Many late 19th century Irishmen lived in this area as well. If you look up the street you’ll see a little alley off to the right, Woburn Walk.

Woburn Walk

Woburn Walk

Yeats rented rooms here from the late 1890s to around 1919, overlapping the Bloomsberries down the road in Gordon Square. It’s reported that this is where Yeats lost his virginity [not to Maud Gonne!]. When in London, go midway down Woburn Walk and look up to your left, where there is a plaque. It’s one of those quaint English streets with lots of cafes and shops.

We’ve got lots of plaques around here.

Now we’ll walk through Tavistock Square Gardens, near where the Woolfs lived, and take a look at the bust of Virginia that was put here in 2004.

  1. Tavistock Square Gardens

Va bust Tavistock Sq Gardens

Virginia Woolf bust, Tavistock Square Gardens

This bust is a copy of the one done in 1931 by Stephen Tomlin, which you can see in the National Portrait Gallery.

From 1924 until 1939, Virginia and Leonard Woolf lived on the top two floors of Number 52, which is now the site of the Tavistock Hotel. She lived here longer than in any other of the Bloomsbury homes, and wrote most of her novels here.

Tavistock Hotel

Tavistock Hotel

The Virginia Woolf Society and the hotel chipped in for the blue plaque on the hotel, which was just unveiled earlier this year by the Society’s honorary president Dame Eileen Atkins and Leonard’s nephew, Cecil Woolf. He just turned 91 and is present at many of the Society’s events.

In 1939 Virginia and Leonard moved over to Mecklinburgh Square, farther east. The following year, 1940, their home there was bombed. The Hogarth printing press was inside but they were out at Monk’s House in Sussex at the time, watching German aircraft fly over.

One month later, Tavistock Square was bombed, and the next day the Woolfs drove up to London to see the damage.
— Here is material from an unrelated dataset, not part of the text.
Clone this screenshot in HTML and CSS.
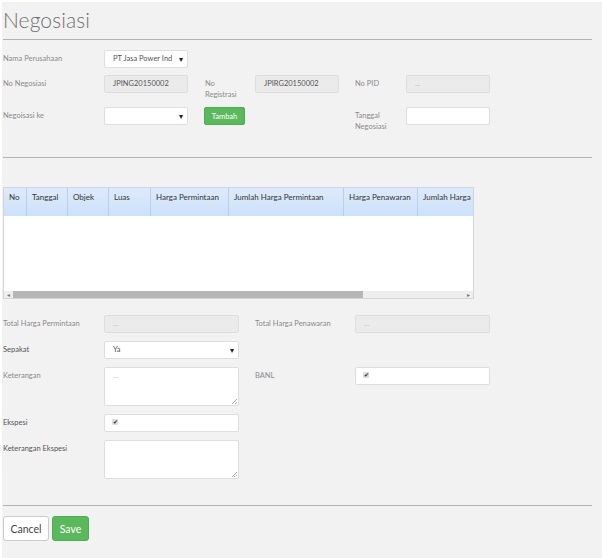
FILE: index.html
```
<!DOCTYPE html>
<html>
<head>
<meta charset="utf-8">
<link rel="stylesheet" href="styles.css">
</head>
<body>
<div class="page">
  <h1 class="title">Negosiasi</h1>
  <hr class="rule">

  <div class="top-grid">
    <div class="lbl">Nama Perusahaan</div>
    <div class="fld"><div class="inp sel">PT Jasa Power Ind<span class="arr">▾</span></div></div>
    <div class="fill"></div>

    <div class="lbl">No Negosiasi</div>
    <div class="fld"><div class="inp dis">JPING20150002</div></div>
    <div class="lbl">No<br>Registrasi</div>
    <div class="fld"><div class="inp dis">JPIRG20150002</div></div>
    <div class="lbl">No PID</div>
    <div class="fld"><div class="inp dis ph">...</div></div>

    <div class="lbl">Negoisasi ke</div>
    <div class="fld"><div class="inp sel"><span class="arr">▾</span></div></div>
    <div class="btn-cell"><button class="btn-green small">Tambah</button></div>
    <div class="lbl">Tanggal<br>Negosiasi</div>
    <div class="fld"><div class="inp"></div></div>
  </div>

  <hr class="rule rule2">

  <div class="grid-box">
    <div class="gh">
      <div class="gc" style="width:23px">No</div>
      <div class="gc" style="width:41px">Tanggal</div>
      <div class="gc" style="width:41px">Objek</div>
      <div class="gc" style="width:42px">Luas</div>
      <div class="gc" style="width:78px">Harga Permintaan</div>
      <div class="gc" style="width:115px">Jumlah Harga Permintaan</div>
      <div class="gc" style="width:74px">Harga Penawaran</div>
      <div class="gc last" style="width:55px">Jumlah Harga P</div>
    </div>
    <div class="gbody"></div>
    <div class="hscroll">
      <span class="sarr">◂</span>
      <div class="track"><div class="thumb"></div></div>
      <span class="sarr">▸</span>
    </div>
  </div>

  <div class="bottom-grid">
    <div class="lbl">Total Harga Permintaan</div>
    <div class="fld"><div class="inp dis ph">...</div></div>
    <div class="lbl">Total Harga Penawaran</div>
    <div class="fld"><div class="inp dis ph">...</div></div>

    <div class="lbl dark">Sepakat</div>
    <div class="fld"><div class="inp sel">Ya<span class="arr">▾</span></div></div>
    <div class="fill2"></div>

    <div class="lbl">Keterangan</div>
    <div class="fld"><div class="inp area ph">...<span class="grip"></span></div></div>
    <div class="lbl">BANL</div>
    <div class="fld"><div class="inp"><span class="chk">✔</span></div></div>

    <div class="lbl dark">Ekspesi</div>
    <div class="fld"><div class="inp"><span class="chk">✔</span></div></div>
    <div class="fill2"></div>

    <div class="lbl dark">Keterangan Ekspesi</div>
    <div class="fld"><div class="inp area"><span class="grip"></span></div></div>
    <div class="fill2"></div>
  </div>

  <hr class="rule rule3">

  <div class="actions">
    <button class="btn-white">Cancel</button>
    <button class="btn-green big">Save</button>
  </div>
</div>
</body>
</html>
```
FILE: styles.css
```
* { box-sizing: border-box; }
html, body { margin: 0; padding: 0; background: #ffffff; }
body {
  padding: 2px 0 0 2px;
  font-family: Lato, "Open Sans", sans-serif;
}
.page {
  background: #f2f2f2;
  height: 556px;
  padding-left: 1px;
  overflow: hidden;
}
.title {
  margin: 0;
  padding-top: 4px;
  font-size: 21px;
  line-height: 28px;
  font-weight: 300;
  color: #707070;
  letter-spacing: 0.1px;
}
.rule {
  border: 0;
  border-top: 1px solid #b4b4b4;
  margin: 5px 0 0 0;
  width: 589px;
}
.rule2 { margin-top: 25px; }
.rule3 { margin-top: 26px; }

.top-grid {
  display: grid;
  grid-template-columns: 101px 101px 50px 100px 51px 84px;
  row-gap: 7px;
  margin-top: 10px;
}
.fill { grid-column: span 4; }
.lbl {
  font-size: 7.5px;
  line-height: 11px;
  color: #8a8a8a;
  padding-top: 3px;
}
.lbl.dark { color: #555; }
.fld { display: block; }
.inp {
  position: relative;
  width: 84px;
  height: 18px;
  background: #fff;
  border: 1px solid #dedede;
  border-radius: 2px;
  font-size: 7.5px;
  line-height: 16px;
  color: #555;
  padding-left: 8px;
}
.inp.dis { background: #ebebeb; }
.ph { color: #bbb; }
.sel .arr {
  position: absolute;
  right: 4px;
  top: 0;
  font-size: 8px;
  color: #222;
}
.btn-cell { grid-column: span 2; }
.btn-green {
  display: block;
  background: #5cb85c;
  color: #fff;
  border: 1px solid #4cae4c;
  border-radius: 2px;
  font-family: Lato, sans-serif;
  padding: 0;
}
.btn-green.small {
  width: 41px;
  height: 18px;
  font-size: 7.5px;
  margin-left: -1px;
}

.grid-box {
  margin-top: 29px;
  width: 471px;
  border: 1px solid #cfd6de;
  background: #fff;
}
.gh {
  display: flex;
  height: 28px;
  background: linear-gradient(#ddeafb, #cde1f9);
  overflow: hidden;
  white-space: nowrap;
}
.gc {
  flex: none;
  font-size: 8px;
  color: #333;
  padding: 4px 0 0 5px;
  border-right: 1px solid #b9cfe8;
  overflow: hidden;
}
.gc.last { border-right: 0; }
.gbody { height: 75px; background: #fff; }
.hscroll {
  display: flex;
  align-items: center;
  height: 7px;
  background: #eeeeee;
}
.sarr {
  width: 9px;
  font-size: 6px;
  line-height: 7px;
  color: #777;
  text-align: center;
}
.track { flex: 1; height: 7px; }
.thumb { width: 350px; height: 7px; background: #b6b6b6; }

.bottom-grid {
  display: grid;
  grid-template-columns: 101px 151px 100px 135px;
  row-gap: 8px;
  margin-top: 16px;
}
.bottom-grid .inp { width: 135px; }
.fill2 { grid-column: span 2; }
.inp.area { height: 39px; }
.grip {
  position: absolute;
  right: 1px;
  bottom: 1px;
  width: 5px;
  height: 5px;
  background: linear-gradient(135deg, transparent 45%, #aaa 45%, #aaa 55%, transparent 55%, transparent 70%, #aaa 70%, #aaa 80%, transparent 80%);
}
.chk {
  display: inline-block;
  width: 6px;
  height: 6px;
  font-size: 6px;
  line-height: 6px;
  color: #222;
  background: #ddd;
  border-radius: 1px;
  margin-left: -1px;
  vertical-align: 1px;
  text-align: center;
}

.actions {
  display: flex;
  gap: 3px;
  margin-top: 10px;
}
.btn-white {
  width: 46px;
  height: 25px;
  background: #fff;
  border: 1px solid #ccc;
  border-radius: 3px;
  font-family: Lato, sans-serif;
  font-size: 10.5px;
  color: #444;
  padding: 0;
}
.btn-green.big {
  width: 37px;
  height: 25px;
  font-size: 10.5px;
  border-radius: 3px;
}
```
Here’s what Virginia wrote in her diary:

So to Tavistock Square. With a sigh of relief saw a heap of ruins. Three houses, I should say gone. Basement all rubble. Only relics an old basket chair (bought in Fitzroy Square days) and Penmans board [saying] “To Let.”  Otherwise bricks and wood splinters…I could see a piece of my studio wall standing: otherwise rubble where I wrote so many books. Open air where we sat so many nights, gave so many parties. The hotel not touched.’

They never lived in London again; five months later, Virginia committed suicide out in Sussex. Leonard tried to live in Mecklenburgh Square afterwards, but found it too depressing. He lived the rest of his life—until 1969!—at Monk’s House near Rodmell.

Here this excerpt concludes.